All signs point to Sasha - she was the only one not in a cage or aquarium at the time of the crime. More than likely she was jealous of the photo ops the inanimate object was receiving over her. . . or possibly decades old bear stuffing smells like liver. . . or she was upset that I spent the morning chasing/carrying the other dog back when he ran away. But for whatever reason the bear is no more. At least now I don't have to feel guilty when I finally threw the thing away after his commuted death sentence (1 year of photos) was up. You can see his portfolio by clicking here.
Best quotes of the day:
Student: Is this really a good definition for Messiah? an awaited deliverer>
Me: Yes, that's a pretty good definition.
Student: So the pizza guy is a Messiah?
Me: I guess it depends on how hungry you are.
Caitlyn: Mommy, did you know God takes care of us?

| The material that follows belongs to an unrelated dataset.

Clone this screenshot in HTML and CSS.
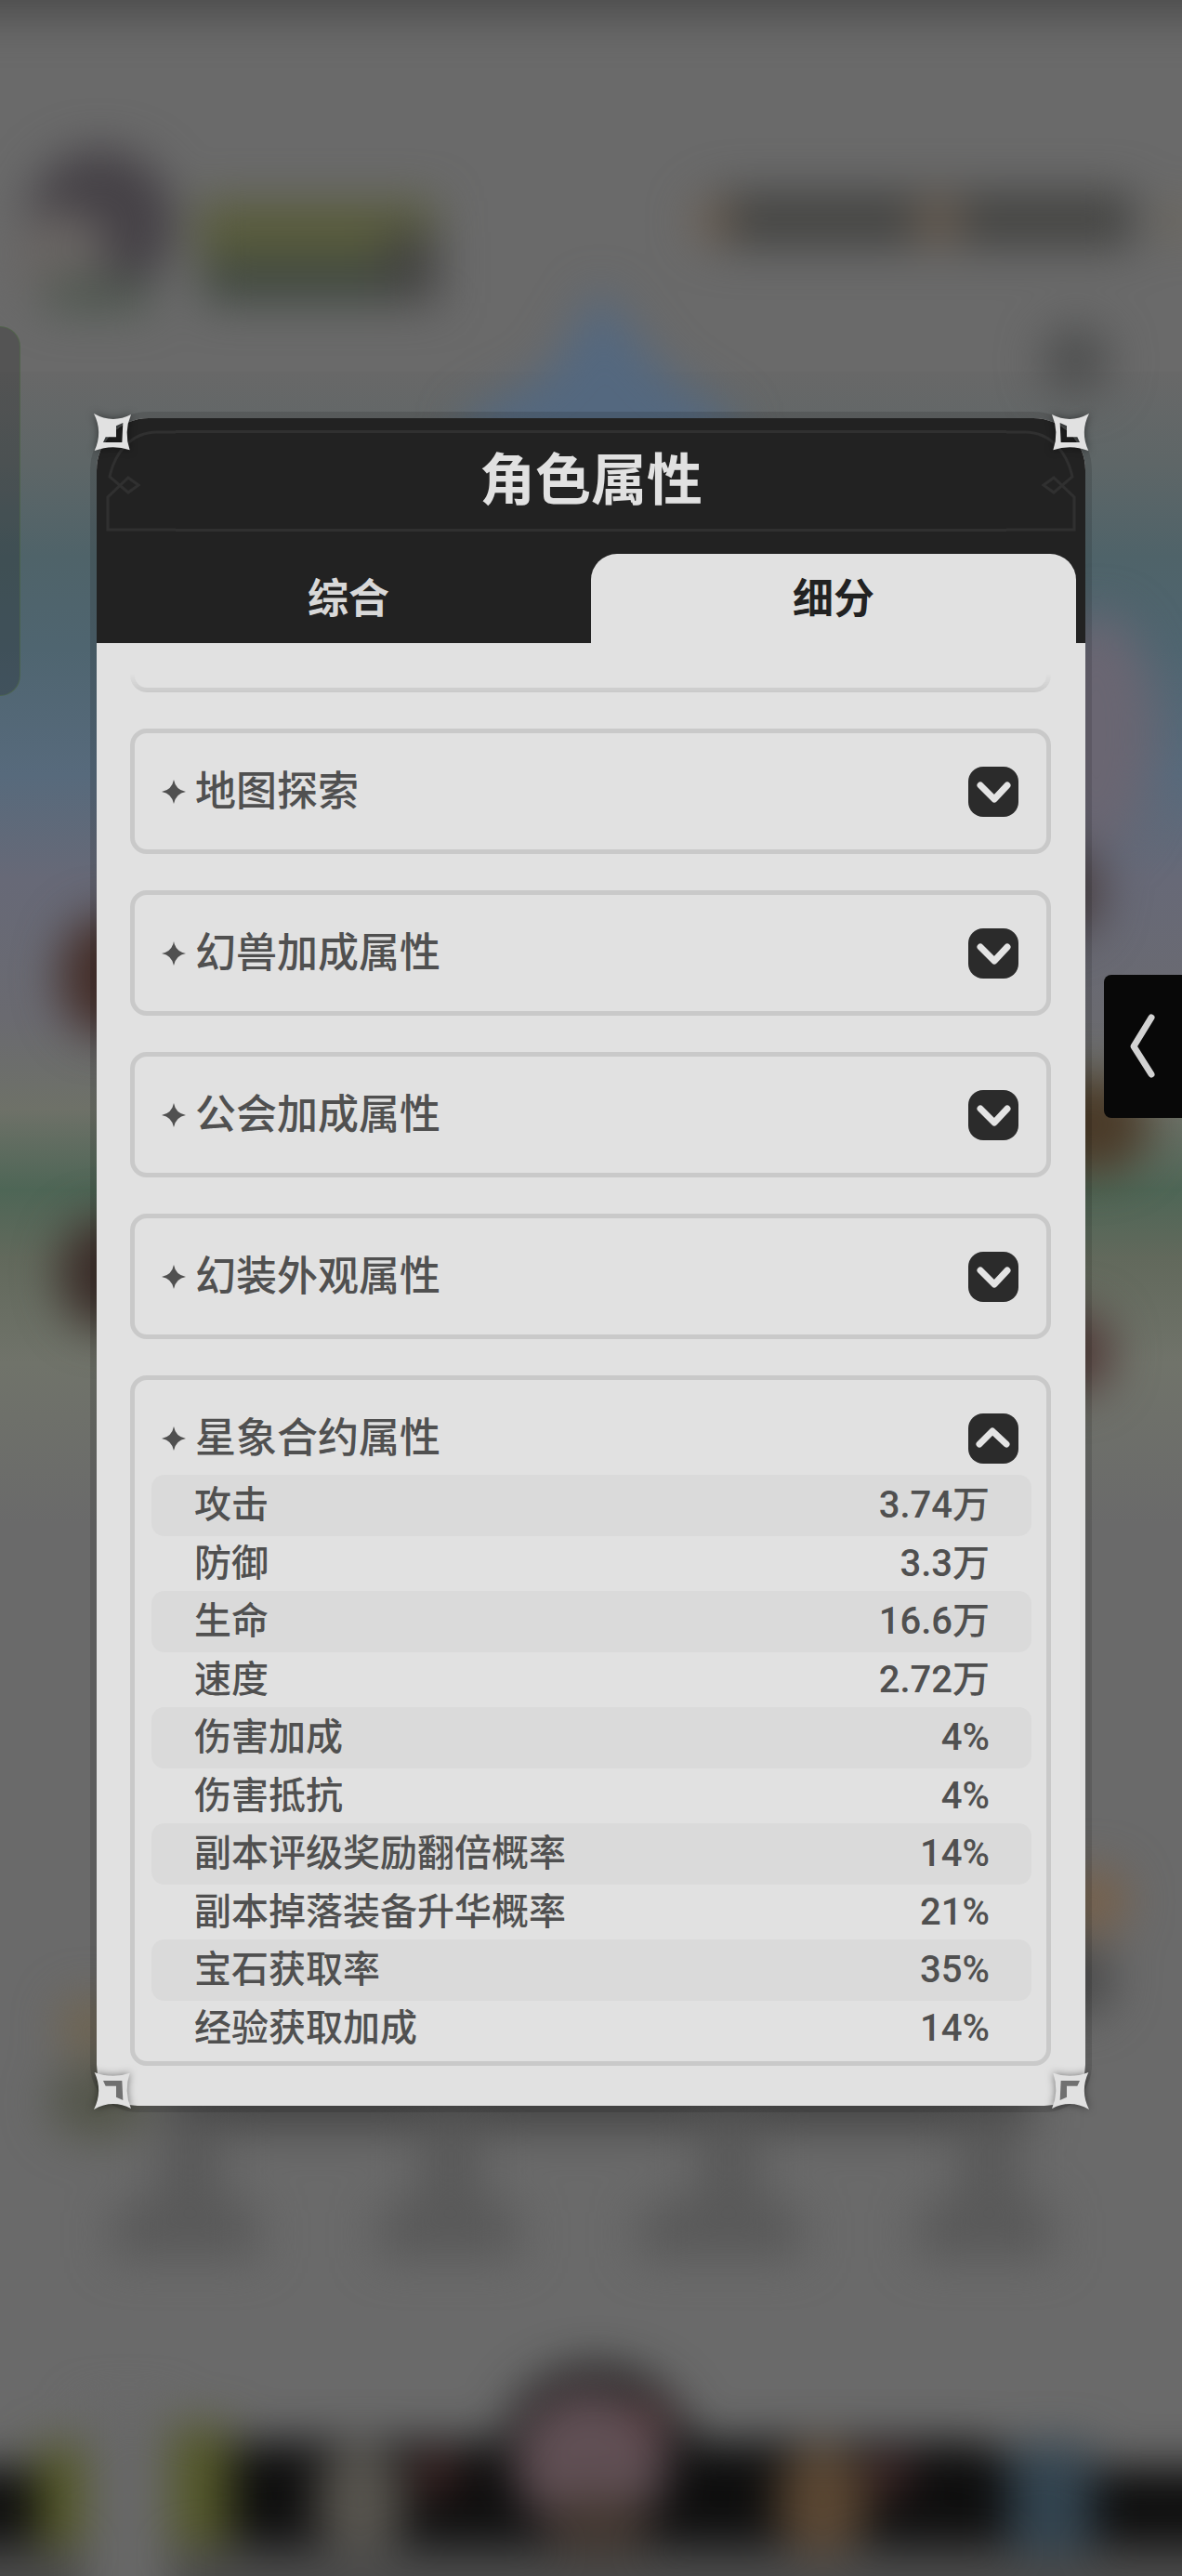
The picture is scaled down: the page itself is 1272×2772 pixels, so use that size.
FILE: index.html
```html
<!DOCTYPE html>
<html lang="zh-CN">
<head>
    <meta charset="UTF-8">
    <meta name="viewport" content="width=device-width, initial-scale=1.0">
    <title>角色属性</title>
    <link rel="stylesheet" href="styles.css">
</head>
<body>

<!-- blurred game scene behind the dialog -->
<svg class="scene" viewBox="0 0 1272 2772" preserveAspectRatio="none" aria-hidden="true">
    <defs>
        <filter id="soft" x="-10%" y="-10%" width="120%" height="120%" color-interpolation-filters="sRGB">
            <feGaussianBlur stdDeviation="24"/>
        </filter>
        <linearGradient id="sky" gradientUnits="userSpaceOnUse" x1="0" y1="400" x2="0" y2="1640">
            <stop offset="0" stop-color="#686868"/>
            <stop offset="0.08" stop-color="#5e6667"/>
            <stop offset="0.16" stop-color="#4f6369"/>
            <stop offset="0.24" stop-color="#4f6570"/>
            <stop offset="0.35" stop-color="#576a7c"/>
            <stop offset="0.44" stop-color="#676977"/>
            <stop offset="0.56" stop-color="#6a6a70"/>
            <stop offset="0.64" stop-color="#6e7168"/>
            <stop offset="0.71" stop-color="#4e6656"/>
            <stop offset="0.77" stop-color="#62695c"/>
            <stop offset="0.86" stop-color="#70736a"/>
            <stop offset="1" stop-color="#6a6a6a"/>
        </linearGradient>
    </defs>
    <rect width="1272" height="2772" fill="#6a6a6a"/>
    <rect y="400" width="1272" height="1240" fill="url(#sky)"/>
    <g filter="url(#soft)">
        <rect x="-60" y="-60" width="1400" height="76" fill="#4a4a4a"/>
        <!-- player badge -->
        <circle cx="108" cy="240" r="80" fill="#454146"/>
        <ellipse cx="66" cy="276" rx="50" ry="50" fill="#696563"/>
        <rect x="50" y="300" width="110" height="34" fill="#4c564d"/>
        <rect x="212" y="216" width="256" height="66" fill="#595c3c"/>
        <rect x="220" y="278" width="248" height="48" fill="#404840"/>
        <rect x="415" y="250" width="56" height="76" fill="#434341"/>
        <!-- currencies -->
        <rect x="770" y="206" width="450" height="60" fill="#444442"/>
        <circle cx="768" cy="238" r="22" fill="#6e5f50"/>
        <circle cx="1010" cy="238" r="26" fill="#6a5d50"/>
        <circle cx="1268" cy="238" r="16" fill="#6c6350"/>
        <ellipse cx="1158" cy="388" rx="36" ry="38" fill="#4e4f4f"/>
        <path d="M645 310 L715 400 L790 450 L790 520 L500 520 L500 450 L590 400 Z" fill="#54687f"/>
        <!-- side scenery -->
        <ellipse cx="1180" cy="790" rx="64" ry="130" fill="#6a6672"/>
        <ellipse cx="1150" cy="960" rx="36" ry="50" fill="#4a4042"/>
        <ellipse cx="1175" cy="1210" rx="62" ry="54" fill="#4a3a28"/>
        <ellipse cx="1155" cy="1455" rx="42" ry="46" fill="#503a38"/>
        <ellipse cx="114" cy="1050" rx="50" ry="66" fill="#442e29"/>
        <ellipse cx="114" cy="1370" rx="50" ry="60" fill="#3a2c28"/>
        <ellipse cx="1176" cy="2046" rx="36" ry="36" fill="#776049"/>
        <ellipse cx="1160" cy="2130" rx="38" ry="40" fill="#4a4a4a"/>
        <ellipse cx="96" cy="2180" rx="32" ry="32" fill="#70644e"/>
        <ellipse cx="106" cy="2262" rx="54" ry="40" fill="#535549"/>
        <!-- menu entries under the dialog -->
        <rect x="180" y="2200" width="930" height="90" fill="#454545"/>
        <path d="M172 2270 h66 v90 l40 20 v50 h-156 v-50 l50 -20 z" fill="#595959"/>
        <path d="M452 2270 h66 v90 l40 20 v50 h-151 v-50 l45 -20 z" fill="#595959"/>
        <path d="M752 2270 h66 v90 l45 20 v50 h-176 v-50 l65 -20 z" fill="#595959"/>
        <path d="M1032 2270 h66 v90 l35 20 v50 h-146 v-50 l45 -20 z" fill="#595959"/>
        <!-- bottom navigation -->
        <path d="M-60 2655 H250 V2628 H540 C560 2520 720 2520 745 2628 H1060 L1100 2655 H1340 V2742 H-60 Z" fill="#0e0e0e"/>
        <rect x="-60" y="2748" width="1400" height="90" fill="#4a4a4a"/>
        <rect x="40" y="2630" width="52" height="110" fill="#545826"/>
        <rect x="180" y="2610" width="68" height="130" fill="#545829"/>
        <rect x="90" y="2590" width="94" height="240" fill="#686868"/>
        <ellipse cx="388" cy="2690" rx="50" ry="60" fill="#57544e"/>
        <circle cx="470" cy="2662" r="22" fill="#4a2828"/>
        <ellipse cx="636" cy="2648" rx="84" ry="80" fill="#604f54"/>
        <rect x="595" y="2690" width="100" height="60" fill="#41362f"/>
        <circle cx="700" cy="2604" r="20" fill="#634548"/>
        <ellipse cx="885" cy="2690" rx="50" ry="60" fill="#5b4733"/>
        <circle cx="958" cy="2662" r="22" fill="#4a2b2d"/>
        <rect x="1086" y="2630" width="90" height="120" fill="#334450"/>
    </g>
</svg>

<aside class="edge-panel"></aside>

<main class="dialog">
    <header class="dialog-header">
        <div class="title-frame">
            <svg class="frame-cap" viewBox="0 0 75 109" aria-hidden="true">
                <path d="M75 2 H55 C26 2 9 26 4 50 L24 67 L35 59 L24 51 L2 72 V107 H75"/>
            </svg>
            <h1>角色属性</h1>
            <svg class="frame-cap frame-cap-right" viewBox="0 0 75 109" aria-hidden="true">
                <path d="M75 2 H55 C26 2 9 26 4 50 L24 67 L35 59 L24 51 L2 72 V107 H75"/>
            </svg>
        </div>
        <nav class="tabs" role="tablist">
            <button type="button" class="tab" role="tab" aria-selected="false">综合</button>
            <button type="button" class="tab active" role="tab" aria-selected="true">细分</button>
        </nav>
    </header>

    <div class="list">
        <div class="card-tail"></div>

        <section class="card">
            <div class="card-head">
                <svg class="spark" viewBox="0 0 26 26" aria-hidden="true"><path d="M13 0 Q15 11 26 13 Q15 15 13 26 Q11 15 0 13 Q11 11 13 0 Z"/></svg>
                <h2>地图探索</h2>
                <button type="button" class="toggle" aria-label="展开地图探索" aria-expanded="false">
                    <svg viewBox="0 0 54 54"><path d="M13 20 L28 35 L42 20"/></svg>
                </button>
            </div>
        </section>

        <section class="card">
            <div class="card-head">
                <svg class="spark" viewBox="0 0 26 26" aria-hidden="true"><path d="M13 0 Q15 11 26 13 Q15 15 13 26 Q11 15 0 13 Q11 11 13 0 Z"/></svg>
                <h2>幻兽加成属性</h2>
                <button type="button" class="toggle" aria-label="展开幻兽加成属性" aria-expanded="false">
                    <svg viewBox="0 0 54 54"><path d="M13 20 L28 35 L42 20"/></svg>
                </button>
            </div>
        </section>

        <section class="card">
            <div class="card-head">
                <svg class="spark" viewBox="0 0 26 26" aria-hidden="true"><path d="M13 0 Q15 11 26 13 Q15 15 13 26 Q11 15 0 13 Q11 11 13 0 Z"/></svg>
                <h2>公会加成属性</h2>
                <button type="button" class="toggle" aria-label="展开公会加成属性" aria-expanded="false">
                    <svg viewBox="0 0 54 54"><path d="M13 20 L28 35 L42 20"/></svg>
                </button>
            </div>
        </section>

        <section class="card">
            <div class="card-head">
                <svg class="spark" viewBox="0 0 26 26" aria-hidden="true"><path d="M13 0 Q15 11 26 13 Q15 15 13 26 Q11 15 0 13 Q11 11 13 0 Z"/></svg>
                <h2>幻装外观属性</h2>
                <button type="button" class="toggle" aria-label="展开幻装外观属性" aria-expanded="false">
                    <svg viewBox="0 0 54 54"><path d="M13 20 L28 35 L42 20"/></svg>
                </button>
            </div>
        </section>

        <section class="card open">
            <div class="card-head">
                <svg class="spark" viewBox="0 0 26 26" aria-hidden="true"><path d="M13 0 Q15 11 26 13 Q15 15 13 26 Q11 15 0 13 Q11 11 13 0 Z"/></svg>
                <h2>星象合约属性</h2>
                <button type="button" class="toggle" aria-label="收起星象合约属性" aria-expanded="true">
                    <svg viewBox="0 0 54 54"><path d="M12 33 L26 19 L41 33"/></svg>
                </button>
            </div>
            <div class="card-body">
                <table class="stats">
                    <tr><th scope="row">攻击</th><td>3.74万</td></tr>
                    <tr><th scope="row">防御</th><td>3.3万</td></tr>
                    <tr><th scope="row">生命</th><td>16.6万</td></tr>
                    <tr><th scope="row">速度</th><td>2.72万</td></tr>
                    <tr><th scope="row">伤害加成</th><td>4%</td></tr>
                    <tr><th scope="row">伤害抵抗</th><td>4%</td></tr>
                    <tr><th scope="row">副本评级奖励翻倍概率</th><td>14%</td></tr>
                    <tr><th scope="row">副本掉落装备升华概率</th><td>21%</td></tr>
                    <tr><th scope="row">宝石获取率</th><td>35%</td></tr>
                    <tr><th scope="row">经验获取加成</th><td>14%</td></tr>
                </table>
            </div>
        </section>
    </div>

    <!-- corner ornaments -->
    <svg class="corner top-left" viewBox="0 0 120 120" aria-hidden="true"><path fill-rule="evenodd" d="M0 0 Q60 34 120 3 Q96 60 116 118 Q60 98 2 120 Q30 60 0 0 Z M94 30 L72 40 V76 H38 L30 93 H91 Z"/></svg>
    <svg class="corner top-right" viewBox="0 0 120 120" aria-hidden="true"><path fill-rule="evenodd" d="M0 0 Q60 34 120 3 Q96 60 116 118 Q60 98 2 120 Q30 60 0 0 Z M94 30 L72 40 V76 H38 L30 93 H91 Z"/></svg>
    <svg class="corner bottom-left" viewBox="0 0 120 120" aria-hidden="true"><path d="M0 0 Q60 34 120 3 Q96 60 116 118 Q60 98 2 120 Q30 60 0 0 Z"/><path class="notch" d="M94 30 L72 40 V76 H38 L30 93 H91 Z"/></svg>
    <svg class="corner bottom-right" viewBox="0 0 120 120" aria-hidden="true"><path d="M0 0 Q60 34 120 3 Q96 60 116 118 Q60 98 2 120 Q30 60 0 0 Z"/><path class="notch" d="M94 30 L72 40 V76 H38 L30 93 H91 Z"/></svg>
</main>

<button type="button" class="drawer-handle" aria-label="打开侧栏">
    <svg viewBox="0 0 84 154"><path d="M51 46 L32 77 L51 107"/></svg>
</button>

</body>
</html>
```

FILE: styles.css
```css
* {
    box-sizing: border-box;
}

body {
    margin: 0;
    min-height: 100vh;
    padding: 450px 104px 500px;
    position: relative;
    overflow-x: hidden;
    background-color: #6a6a6a;
    font-family: Roboto, "Noto Sans CJK SC", sans-serif;
    color: #505050;
}

h1, h2 {
    margin: 0;
}

button {
    border: none;
    padding: 0;
    font-family: inherit;
    cursor: pointer;
}

.scene {
    position: absolute;
    top: 0;
    left: 0;
    width: 100%;
    height: 100%;
}

/* things docked to the screen edges */
.edge-panel {
    position: absolute;
    top: 351px;
    left: 0;
    width: 22px;
    height: 398px;
    background-color: rgba(0, 0, 0, 0.2);
    border: 1px solid rgba(80, 110, 70, 0.6);
    border-left: none;
    border-radius: 0 22px 22px 0;
}

.drawer-handle {
    position: absolute;
    top: 1049px;
    right: 0;
    width: 84px;
    height: 154px;
    background-color: #080808;
    border-radius: 8px 0 0 8px;
}

.drawer-handle svg {
    display: block;
    fill: none;
    stroke: #d2d2d2;
    stroke-width: 7;
    stroke-linecap: round;
    stroke-linejoin: round;
}

/* dialog */
.dialog {
    position: relative;
    background-color: #e1e1e1;
    border-radius: 56px 56px 44px 44px;
    box-shadow: 0 0 0 7px rgba(0, 0, 0, 0.12);
}

.dialog-header {
    padding: 13px 10px 0;
    background-color: #222;
    border-radius: 56px 56px 0 0;
}

.title-frame {
    display: flex;
    height: 109px;
    margin-bottom: 24px;
}

.title-frame h1 {
    flex: 1;
    border-top: 3px solid #303030;
    border-bottom: 3px solid #303030;
    color: #e1e1e1;
    font-size: 60px;
    font-weight: 700;
    line-height: 103px;
    text-align: center;
}

.frame-cap {
    width: 75px;
    height: 109px;
    fill: none;
    stroke: #303030;
    stroke-width: 3;
}

.frame-cap-right {
    transform: scaleX(-1);
}

.tabs {
    display: flex;
}

.tab {
    flex: 1;
    height: 96px;
    padding-bottom: 6px;
    background-color: transparent;
    border-radius: 28px 28px 0 0;
    color: #d8d8d8;
    font-size: 44px;
    font-weight: 700;
}

.tab.active {
    background-color: #e1e1e1;
    color: #222;
}

/* attribute groups */
.list {
    display: flex;
    flex-direction: column;
    gap: 39px;
    padding: 33px 37px 43px 36px;
}

.card-tail {
    height: 20px;
    border: 5px solid #c9c9c9;
    border-top: none;
    border-radius: 0 0 18px 18px;
    -webkit-mask-image: linear-gradient(transparent, #000);
    mask-image: linear-gradient(transparent, #000);
}

.card {
    border: 5px solid #c9c9c9;
    border-radius: 18px;
}

.card-head {
    display: flex;
    align-items: center;
    height: 125px;
    padding: 0 30px 0 29px;
}

.spark {
    width: 26px;
    height: 26px;
    margin-right: 10px;
    fill: #505050;
}

.card-head h2 {
    flex: 1;
    font-size: 44px;
    font-weight: 500;
    line-height: 64px;
}

.toggle {
    width: 54px;
    height: 54px;
    background-color: #2b2b2b;
    border-radius: 16px;
}

.toggle svg {
    display: block;
    fill: none;
    stroke: #e4e4e4;
    stroke-width: 7;
    stroke-linecap: round;
    stroke-linejoin: round;
}

.card.open .card-head {
    height: 102px;
    padding-top: 23px;
}

.card-body {
    padding: 0 16px 6px 18px;
}

.stats {
    width: 100%;
    border-collapse: collapse;
    font-size: 40px;
    line-height: 58px;
}

.stats th,
.stats td {
    height: 59px;
    padding: 0;
    font-weight: 500;
}

.stats th {
    padding-left: 46px;
    border-radius: 14px 0 0 14px;
    text-align: left;
}

.stats td {
    padding-right: 45px;
    border-radius: 0 14px 14px 0;
    text-align: right;
}

.stats tr:nth-child(odd) th,
.stats tr:nth-child(odd) td {
    height: 66px;
    background-color: #dadada;
}

/* corner ornaments */
.corner {
    position: absolute;
    width: 40px;
    height: 40px;
    fill: #e1e1e1;
    filter: drop-shadow(0 0 4px rgba(0, 0, 0, 0.5));
}

.corner .notch {
    fill: #707070;
}

.top-left {
    top: -5px;
    left: -3px;
}

.top-right {
    top: -5px;
    right: -4px;
    transform: scaleX(-1);
}

.bottom-left {
    bottom: -4px;
    left: -3px;
    transform: scaleY(-1);
}

.bottom-right {
    right: -4px;
    bottom: -4px;
    transform: scale(-1, -1);
}
```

Me: Yes honey, God does take care of us.
Caitlyn: Did you know God takes care of us so the bad guys don't sword us? And the angels fly around and flap their wings?
This is the same 3 year old who tells Bible stories about Joseph swording the baby, Jonah swording the guy off the boat so he had to go to the doctor, etc. I decided to tell her about some actual Bible stories involving swords so maybe she'll at least start to get some of her theology right.
Well, time to get LOST as I plan for school and ponder the important questions in life:
- Is Jacob really dead, or was the whole thing just too "Jesus betrayed by Judas" to be the end?
- Is Sayid really Sayid?
- Who are the real bad guys here, or are we all just bad guys who sometimes do good things?
- Could the Japanese dude running the temple be any cooler?
- Are there just so many alternate realities that none of this really matters?
- Will this episode of LOST actually answer more questions than it poses or is that still just a misadvertisement?